"...Where no one feels anyone else's pain, Sleep like a baby tonight, in your dreams everything is alright, tomorrow dawns like its suicide, but you gonna sleep like a baby tonight..." -U2 Songs of Innocence
What a difference a day makes? Last night I was exhausted. When the ambulance came to pick up Jason from Columbia, I felt like Charlie Sheen at the end of Platoon when the chopper pulled away. I was battered and fucked up. I wanted out and didn't have the energy to rejoice. It was a bittersweet victory. Taking my son back to his rehab and feeling a sense of relief that he is there. He slept the whole way and even at the hospital. I straightened up his room and kissed him goodbye. Then took a cab back home without him. I never get used to that part. The panic attacks stopped. They were really bad when he was at Columbia, I don't know how Carmelo put up with me then. Now the sadness is just heavy because Jason is no where near ready for home. My chest aches. Sometimes it feels hollow, sometimes it feels heavy, sometimes it just actually hurts. (Insert calls to see a cardiologist here, yea I know. I'll schedule that with my much deserved nervous breakdown). When I got home I showered, kissed my babies and tried to eat for the first time all day. I was too scared to leave him on our last day so I didn't get food. Too afraid that red and black demon from insidious was hovering over his bed waiting to pounce and snatch out his G tube or let some crazy unexplainable shit happen that would only happen in the storyline of my life.
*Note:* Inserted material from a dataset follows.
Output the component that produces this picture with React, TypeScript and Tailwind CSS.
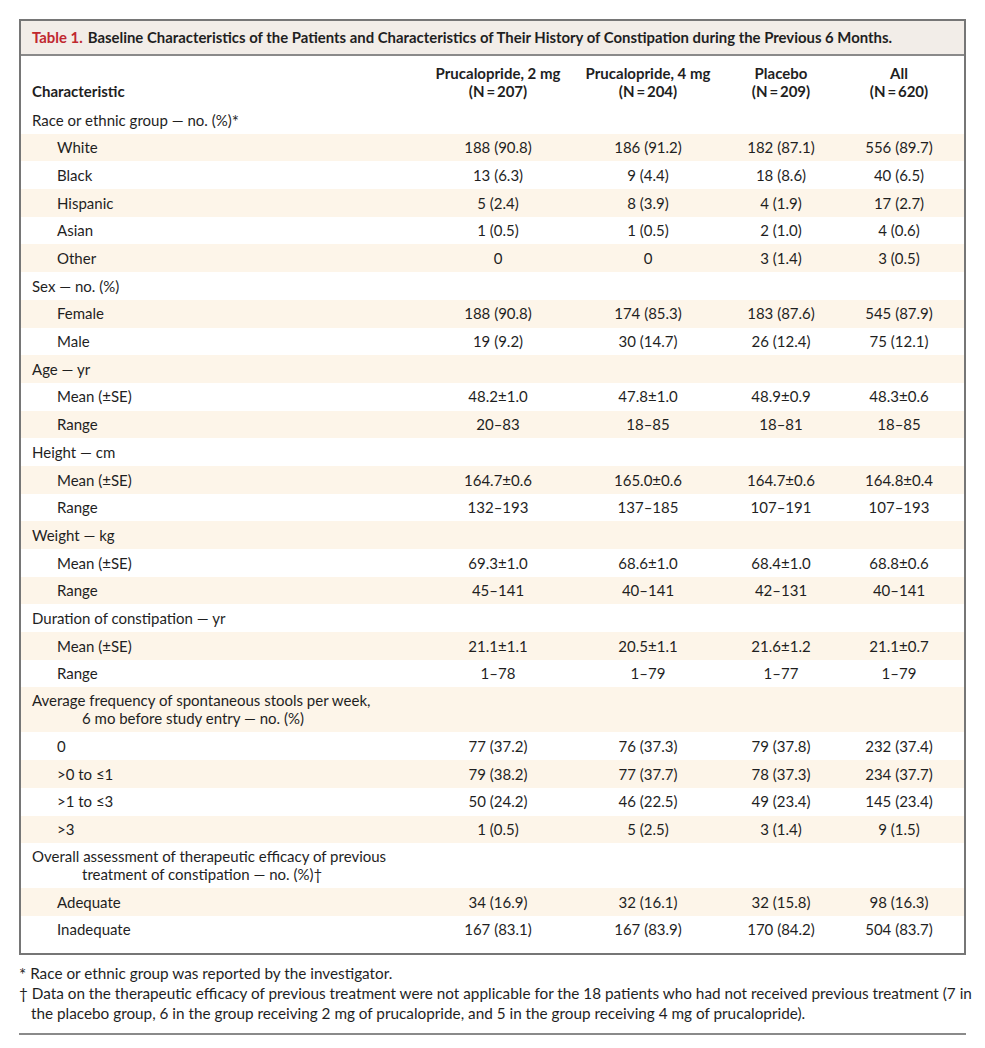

So I didn't move. I stayed centurion the entire day and worried about the dust my kidneys cough out when I try to pee or the hollowed out area where my stomach once was at a later time. It worked. We made it. I was glad and sad. We tested him and he is not having seizures. I did what they said works-4rounds of chemo. Even if I had to pin him down for the last hour and pray to God to let this wave of illness pass and let us finish. It worked. He made it. Now we wait. We wait and see what happens because this is the medicine. This is what we do. Today Jason was calm, cooperative. He pulled out his Maldita GTube but he was not combative when it was time to put it back in. He ate with the therapist today and asked for an order of Buffalo wings and fries. He told the nurse to charge it to his debit card. Yesterday my diseased ravage son savagely tried to beat the shit out of me for 10 minutes as I held him down to get chemo therapy. Today the medicine I helped force into him is giving me my son, my real son, back.
What a fucking difference a day motherfucking makes.